Case in point, PC's can and do offer significantly improved gaming experiences over consoles in the vast majority of games with the correct hardware. So how can that be the case for a system less fit or unsuited for running games?
That is not an excuse for not delivering a great experience to those players who do have the hardware, the knowledge, and the care to provide an environment where the game ought to be able to do just that -- a developer can use cutting edge graphics APIs only available to some users, trust nobody is running something silly in the background, write streaming and loading code that leverages the big surplus of vram and ram this user spent thousands of dollars to provide instead of unified memory, and keep their shader variant count low and then carefully keep track of 99% of the variants that actually matter, and precompile those in a menu. However, while it isn't an excuse, it is something your boss will de-prioritize under other important tasks, because only 30% of your players are on PC, only 50% of them have that perfect gaming pc and knowledge, and only 10% of those will complain.
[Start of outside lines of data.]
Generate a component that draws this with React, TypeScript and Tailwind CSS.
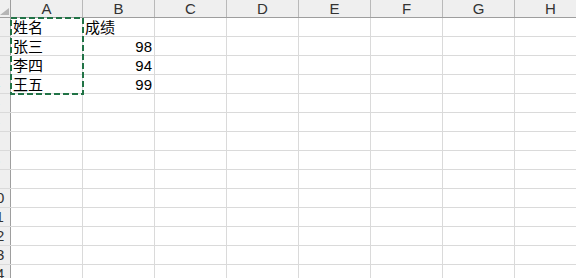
import React from 'react'

const cols = ['A', 'B', 'C', 'D', 'E', 'F', 'G', 'H']
const data: Record<number, string[]> = {
  1: ['姓名', '成绩'],
  2: ['张三', '98'],
  3: ['李四', '94'],
  4: ['王五', '99'],
}

const font = "font-['Liberation_Sans','Noto_Sans_CJK_SC',sans-serif]"

export default function App() {
  const rows = Array.from({ length: 14 }, (_, i) => i + 1)

  return (
    <div className={`relative w-[576px] h-[278px] overflow-hidden bg-white ${font}`}>
      <div className="flex h-[18px] bg-[#efefef] border-b border-[#9e9e9e]">
        <div className="relative w-[11px] shrink-0 border-r border-[#9e9e9e]">
          <svg className="absolute left-0 top-[8px]" width="9" height="8" viewBox="0 0 9 8">
            <polygon points="9,0 9,7 0,7" fill="#b5b5b5" />
          </svg>
        </div>
        {cols.map((c) => (
          <div
            key={c}
            className="w-[72px] shrink-0 border-r border-[#b9b9b9] flex items-center justify-center text-[15px] leading-none text-[#333]"
          >
            {c}
          </div>
        ))}
      </div>

      {rows.map((r) => (
        <div key={r} className="flex h-[19px] border-b border-[#dadada]">
          {/* row header is cut at the window edge, only the last digit shows */}
          <div className="w-[11px] shrink-0 overflow-hidden bg-[#efefef] border-r border-[#9e9e9e]">
            <div className="w-[30px] ml-[-19px] text-center text-[15px] leading-[18px] text-[#333]">
              {r}
            </div>
          </div>
          {cols.map((c, ci) => {
            const v = data[r]?.[ci] ?? ''
            const num = /^\d+$/.test(v)
            return (
              <div
                key={c}
                className={`w-[72px] shrink-0 border-r border-[#dadada] flex items-center text-[15px] leading-none text-black ${
                  num ? 'justify-end pr-[2px]' : 'pl-[2px]'
                }`}
              >
                {v}
              </div>
            )
          })}
        </div>
      ))}

      <svg className="absolute left-[10px] top-[17px]" width="74" height="78" viewBox="0 0 74 78">
        <rect
          x="1"
          y="1"
          width="72"
          height="76"
          fill="none"
          stroke="#217346"
          strokeWidth="2"
          strokeDasharray="6 3"
        />
      </svg>
    </div>
  )
}
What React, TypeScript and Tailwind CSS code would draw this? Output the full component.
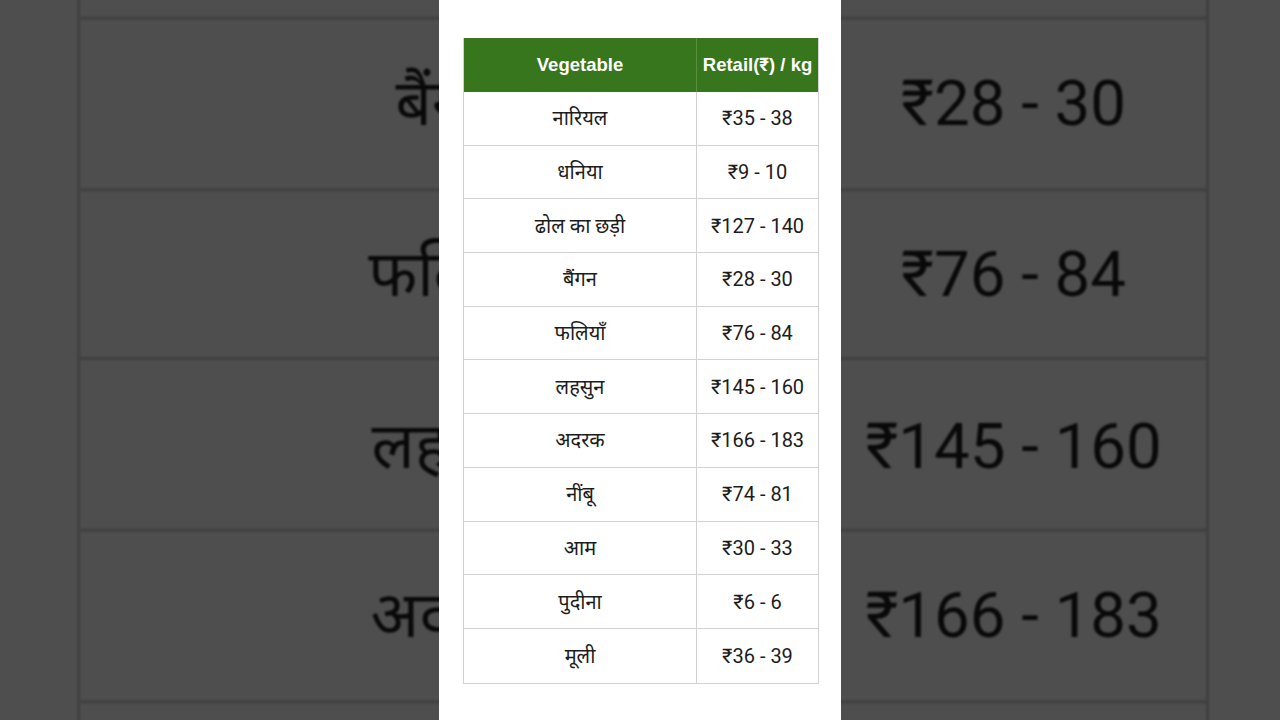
import React from "react";

const rows: [string, string][] = [
  ["नारियल", "₹35 - 38"],
  ["धनिया", "₹9 - 10"],
  ["ढोल का छड़ी", "₹127 - 140"],
  ["बैंगन", "₹28 - 30"],
  ["फलियाँ", "₹76 - 84"],
  ["लहसुन", "₹145 - 160"],
  ["अदरक", "₹166 - 183"],
  ["नींबू", "₹74 - 81"],
  ["आम", "₹30 - 33"],
  ["पुदीना", "₹6 - 6"],
  ["मूली", "₹36 - 39"],
];

function Panel() {
  return (
    <div className="w-[402px] h-[720px] bg-white pt-[38px] pl-[24px] shrink-0">
      <div className="w-[356px] border border-[#d2d2d2] border-t-0">
        <div className="flex h-[54px] bg-[#38761d] text-white font-bold text-[18.5px] font-['Liberation_Sans',Roboto,sans-serif]">
          <div className="w-[233px] flex items-center justify-center border-r border-[#5a8f40]">Vegetable</div>
          <div className="flex-1 flex items-center justify-center">Retail(₹) / kg</div>
        </div>
        {rows.map(([name, price], i) => (
          <div
            key={i}
            className={
              "flex h-[53.7px] text-[20px] text-[#1c1c1c] font-[Roboto,'Noto_Sans',sans-serif] " +
              (i < rows.length - 1 ? "border-b border-[#d2d2d2]" : "")
            }
          >
            <div className="w-[233px] flex items-center justify-center border-r border-[#d2d2d2]">{name}</div>
            <div className="flex-1 flex items-center justify-center">{price}</div>
          </div>
        ))}
      </div>
    </div>
  );
}

export default function App() {
  return (
    <div className="relative w-[1280px] h-[720px] overflow-hidden bg-[#4e4e4e]">
      <div className="absolute inset-0 flex justify-center scale-[3.18] brightness-[0.306] blur-[0.4px]">
        <Panel />
      </div>
      <div className="relative flex justify-center h-[720px]">
        <Panel />
      </div>
    </div>
  );
}
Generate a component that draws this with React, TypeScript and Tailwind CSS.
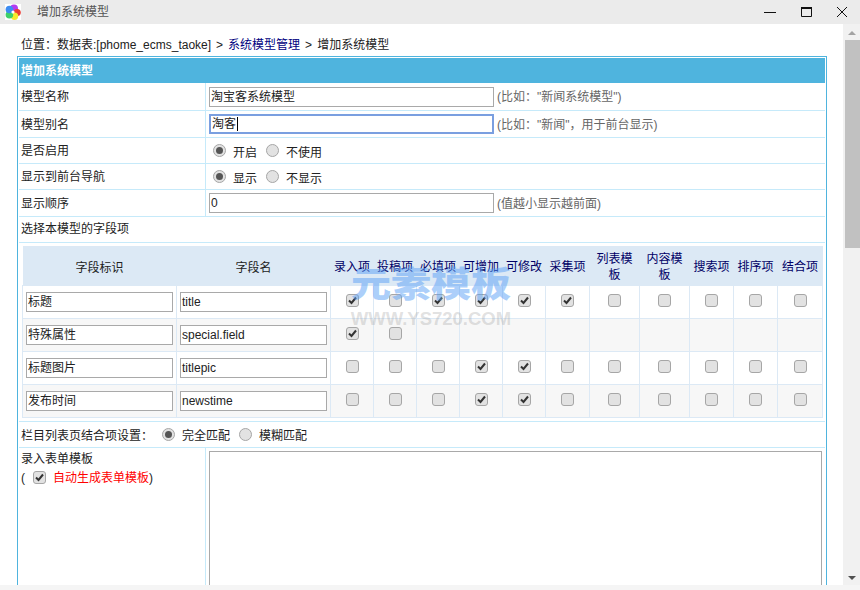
const FONT = "[font-family:'Liberation_Sans','Noto_Sans_CJK_SC',sans-serif]";

const COLUMNS = [
  { label: "录入项", width: "w-[43px]" },
  { label: "投稿项", width: "w-[43px]" },
  { label: "必填项", width: "w-[43px]" },
  { label: "可增加", width: "w-[43px]" },
  { label: "可修改", width: "w-[43px]" },
  { label: "采集项", width: "w-[44px]" },
  { label: "列表模板", width: "w-[50px]" },
  { label: "内容模板", width: "w-[50px]" },
  { label: "搜索项", width: "w-[44px]" },
  { label: "排序项", width: "w-[44px]" },
  { label: "结合项", width: "w-[45px]" },
];

// null = no checkbox in that cell
const ROWS: { title: string; name: string; checks: (boolean | null)[] }[] = [
  { title: "标题", name: "title", checks: [true, false, true, true, true, true, false, false, false, false, false] },
  { title: "特殊属性", name: "special.field", checks: [true, false, null, null, null, null, null, null, null, null, null] },
  { title: "标题图片", name: "titlepic", checks: [false, false, false, true, true, false, false, false, false, false, false] },
  { title: "发布时间", name: "newstime", checks: [false, false, false, true, true, false, false, false, false, false, false] },
];

function Check({ checked }: { checked: boolean }) {
  return (
    <span className="relative block h-[13px] w-[13px] rounded-[3px] border border-[#a6a6a6] bg-[#e2e2e2]">
      {checked && (
        <svg viewBox="0 0 11 11" className="absolute inset-0 h-[11px] w-[11px]">
          <path d="M2 5.5 L4.5 8 L9 2.5" fill="none" stroke="#333" strokeWidth="2" />
        </svg>
      )}
    </span>
  );
}

function Radio({ checked }: { checked: boolean }) {
  return (
    <span className="flex h-[13px] w-[13px] items-center justify-center rounded-full border border-[#a6a6a6] bg-[#e2e2e2]">
      {checked && <span className="h-[7px] w-[7px] rounded-full bg-[#555]" />}
    </span>
  );
}

function RadioGroup({ options, className }: { options: string[]; className?: string }) {
  return (
    <div className={`flex items-center ${className ?? ""}`}>
      {options.map((opt, i) => (
        <span key={opt} className="flex items-center">
          <Radio checked={i === 0} />
          <span className="relative top-[2px] ml-[7px] mr-[9px]">{opt}</span>
        </span>
      ))}
    </div>
  );
}

function FormRow({ label, height, children }: { label: string; height: string; children: React.ReactNode }) {
  return (
    <div className={`flex border-b border-[#c6eafa] ${height}`}>
      <div className="flex w-[187px] shrink-0 items-center border-r border-[#c6eafa] pl-[2px] pt-[1px]">{label}</div>
      <div className="flex flex-1 items-center pl-[3px]">{children}</div>
    </div>
  );
}

function TextBox({ value, focused }: { value: string; focused?: boolean }) {
  return (
    <div
      className={`flex h-[20px] w-[285px] items-center pl-[1px] ${
        focused ? "border-2 border-[#7a9fe0]" : "border border-[#a9a9a9]"
      }`}
    >
      {value}
      {focused && <span className="ml-[1px] h-[14px] w-px bg-black" />}
    </div>
  );
}

function FieldsTable() {
  return (
    <table className="w-[800px] table-fixed border-collapse">
      <thead>
        <tr className="h-[39px] bg-[#dce9f5]">
          <th className="w-[154px] pt-[6px] font-normal text-[#222]">字段标识</th>
          <th className="w-[154px] pt-[6px] font-normal text-[#222]">字段名</th>
          {COLUMNS.map((c) => (
            <th key={c.label} className={`${c.width} px-[3px] pt-[4px] font-normal leading-[16px] text-[#000066]`}>
              {c.label}
            </th>
          ))}
        </tr>
      </thead>
      <tbody>
        {ROWS.map((row, i) => (
          <tr key={row.name} className={`h-[33px] ${i % 2 === 1 ? "bg-[#f7f7f7]" : "bg-white"}`}>
            <td className="border border-[#dce9f5] pl-[3px]">
              <div className="flex h-[20px] w-[147px] items-center border border-[#a9a9a9] bg-white pl-[1px]">{row.title}</div>
            </td>
            <td className="border border-[#dce9f5] pl-[3px]">
              <div className="flex h-[20px] w-[147px] items-center border border-[#a9a9a9] bg-white pl-[1px]">{row.name}</div>
            </td>
            {row.checks.map((c, j) => (
              <td key={j} className="border border-[#dce9f5]">
                {c !== null && (
                  <span className="relative -top-[1px] flex justify-center">
                    <Check checked={c} />
                  </span>
                )}
              </td>
            ))}
          </tr>
        ))}
      </tbody>
    </table>
  );
}

export default function App() {
  return (
    <div className={`flex h-[590px] w-[860px] flex-col overflow-hidden bg-white text-[12px] text-[#222] ${FONT}`}>
      {/* ---- Window title bar ---- */}
      <div className="flex h-[24px] shrink-0 items-center bg-[#ebebeb]">
        <svg viewBox="0 0 16 16" className="ml-[5px] h-[16px] w-[16px]">
          <rect width="16" height="16" fill="#fff" />
          <circle cx="9" cy="4.5" r="4" fill="#b23cf0" />
          <circle cx="12.2" cy="8.5" r="3.6" fill="#ea3d35" />
          <circle cx="9.5" cy="12.3" r="3.7" fill="#f5ea2e" />
          <circle cx="4.4" cy="10.8" r="3.8" fill="#3fd06a" />
          <circle cx="4.4" cy="5.5" r="3.8" fill="#3d8cf2" />
          <circle cx="8" cy="8" r="1.6" fill="#fff" />
        </svg>
        <span className="ml-[16px] text-[#555]">增加系统模型</span>
        <div className="ml-auto mr-[13px] flex items-center gap-[25px]">
          <svg viewBox="0 0 12 12" className="h-[12px] w-[12px]">
            <path d="M0 6.5 H12" stroke="#111" strokeWidth="1" />
          </svg>
          <svg viewBox="0 0 11 10" className="h-[10px] w-[11px]">
            <path d="M.5 1 H10.5 V9.5 H.5 Z" fill="none" stroke="#111" strokeWidth="1" />
            <path d="M0 1 H11" stroke="#111" strokeWidth="2" />
          </svg>
          <svg viewBox="0 0 10 10" className="h-[10px] w-[10px]">
            <path d="M0 0 L10 10 M10 0 L0 10" stroke="#111" strokeWidth="1" />
          </svg>
        </div>
      </div>

      <div className="flex min-h-0 flex-1">
        <div className="min-w-0 flex-1 overflow-hidden">
          {/* ---- Breadcrumb ---- */}
          <div className="ml-[21px] mt-[13px] flex h-[19px] leading-[16px]">
            <span>位置：数据表:[phome_ecms_taoke]</span>
            <span className="mx-[5px]">&gt;</span>
            <a className="mr-[5px] text-[#000080]">系统模型管理</a>
            <span className="mr-[5px]">&gt;</span>
            <span>增加系统模型</span>
          </div>

          {/* ---- Main form ---- */}
          <div className="relative ml-[17px] w-[810px] border border-[#4fb4de] p-px pb-0">
            <div className="flex h-[25px] items-center bg-[#4fb4de] pl-[2px] font-bold text-white">增加系统模型</div>
            <FormRow label="模型名称" height="h-[28px]">
              <TextBox value="淘宝客系统模型" />
              <span className="ml-[3px] pt-[1px] text-[#666]">(比如："新闻系统模型")</span>
            </FormRow>
            <FormRow label="模型别名" height="h-[27px]">
              <TextBox value="淘客" focused />
              <span className="ml-[3px] pt-[1px] text-[#666]">(比如："新闻"，用于前台显示)</span>
            </FormRow>
            <FormRow label="是否启用" height="h-[26px]">
              <RadioGroup options={["开启", "不使用"]} className="pl-[4px]" />
            </FormRow>
            <FormRow label="显示到前台导航" height="h-[26px]">
              <RadioGroup options={["显示", "不显示"]} className="pl-[4px]" />
            </FormRow>
            <FormRow label="显示顺序" height="h-[27px]">
              <TextBox value="0" />
              <span className="ml-[3px] pt-[1px] text-[#666]">(值越小显示越前面)</span>
            </FormRow>
            <div className="flex h-[26px] items-center border-b border-[#c6eafa] pb-[2px] pl-[2px]">选择本模型的字段项</div>
            <div className="border-b border-[#c6eafa] px-[3px] py-[3px]">
              <FieldsTable />
            </div>
            <div className="flex h-[26px] items-center border-b border-[#c6eafa] pl-[2px]">
              <span className="relative top-[2px] mr-[9px]">栏目列表页结合项设置：</span>
              <RadioGroup options={["完全匹配", "模糊匹配"]} />
            </div>
            <div className="flex h-[400px]">
              <div className="w-[187px] shrink-0 border-r border-[#c6eafa] pl-[2px] pt-[2px] leading-[19px]">
                <div>录入表单模板</div>
                <div className="flex items-center">
                  (
                  <span className="relative -top-[1px] ml-[8px] mr-[7px]">
                    <Check checked />
                  </span>
                  <span className="text-[#ff0000]">自动生成表单模板</span>)
                </div>
              </div>
              <div className="flex-1 pl-[3px] pt-[3px]">
                <div className="h-[300px] w-[613px] border border-[#a9a9a9]" />
              </div>
            </div>

            {/* ---- Watermark over the table ---- */}
            <div className="pointer-events-none absolute left-[332px] top-[206px] w-[162px] text-center">
              <div className="scale-y-[.88] text-[40px] font-black leading-[44px] text-[#5aa0f5]/50">元素模板</div>
              <div className="mt-[2px] text-[18.5px] font-bold leading-[20px] text-[#999]/30">WWW.YS720.COM</div>
            </div>
          </div>
        </div>

        {/* ---- Scrollbar ---- */}
        <div className="flex w-[17px] shrink-0 flex-col items-center bg-[#f1f1f1]">
          <span className="mt-[7px] h-0 w-0 border-x-[4px] border-b-[4px] border-x-transparent border-b-[#a3a3a3]" />
          <div className="ml-[2px] mt-[5px] h-[208px] w-[15px] bg-[#c1c1c1]" />
          <span className="mb-[5px] mt-auto h-0 w-0 border-x-[4px] border-t-[4px] border-x-transparent border-t-[#505050]" />
        </div>
      </div>
      <div className="h-[5px] shrink-0 bg-[#f5f5f5]" />
    </div>
  );
}
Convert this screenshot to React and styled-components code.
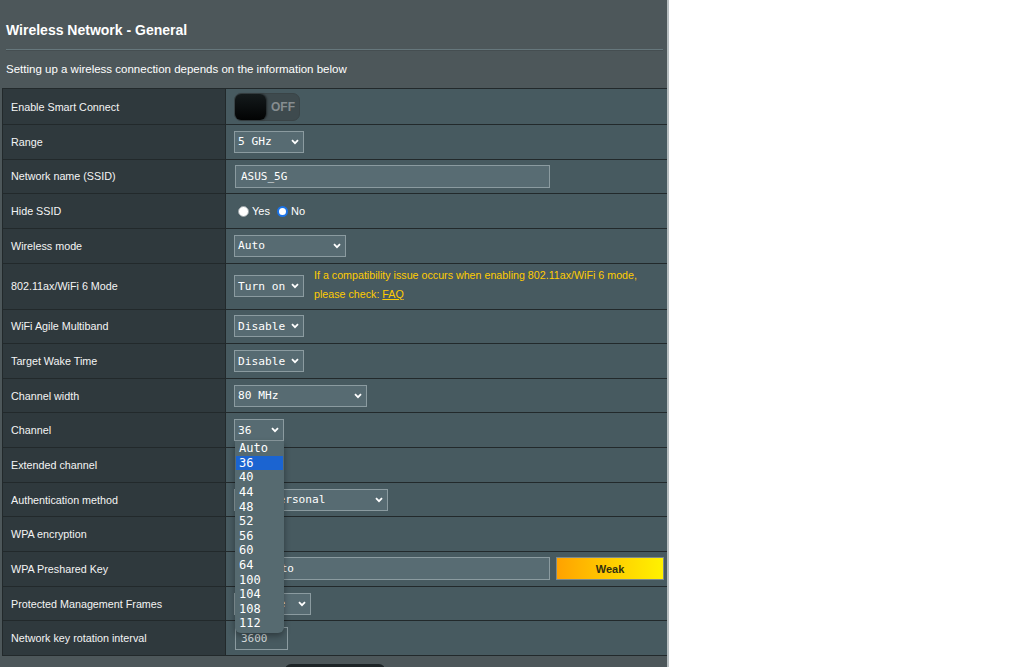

Essentially, you're saying here that a platform which has more development challenges on account of its open and scalable nature is less well suited for and not intended for gaming, despite its capability to provide both a better, more flexible and more customizable gaming experience for the end user which is exactly what a large segment of gamers want. I'd have to disagree. You're absolutely correct that consoles are preferable to PC's as a target platform from a developer point of view. But it doesn't follow that from an end user point of view they are less fit or outright unintended to play games. And since we're talking about end user expectations here, that's the perspective that should matter. After all, supply is there to serve demand, not the other way around.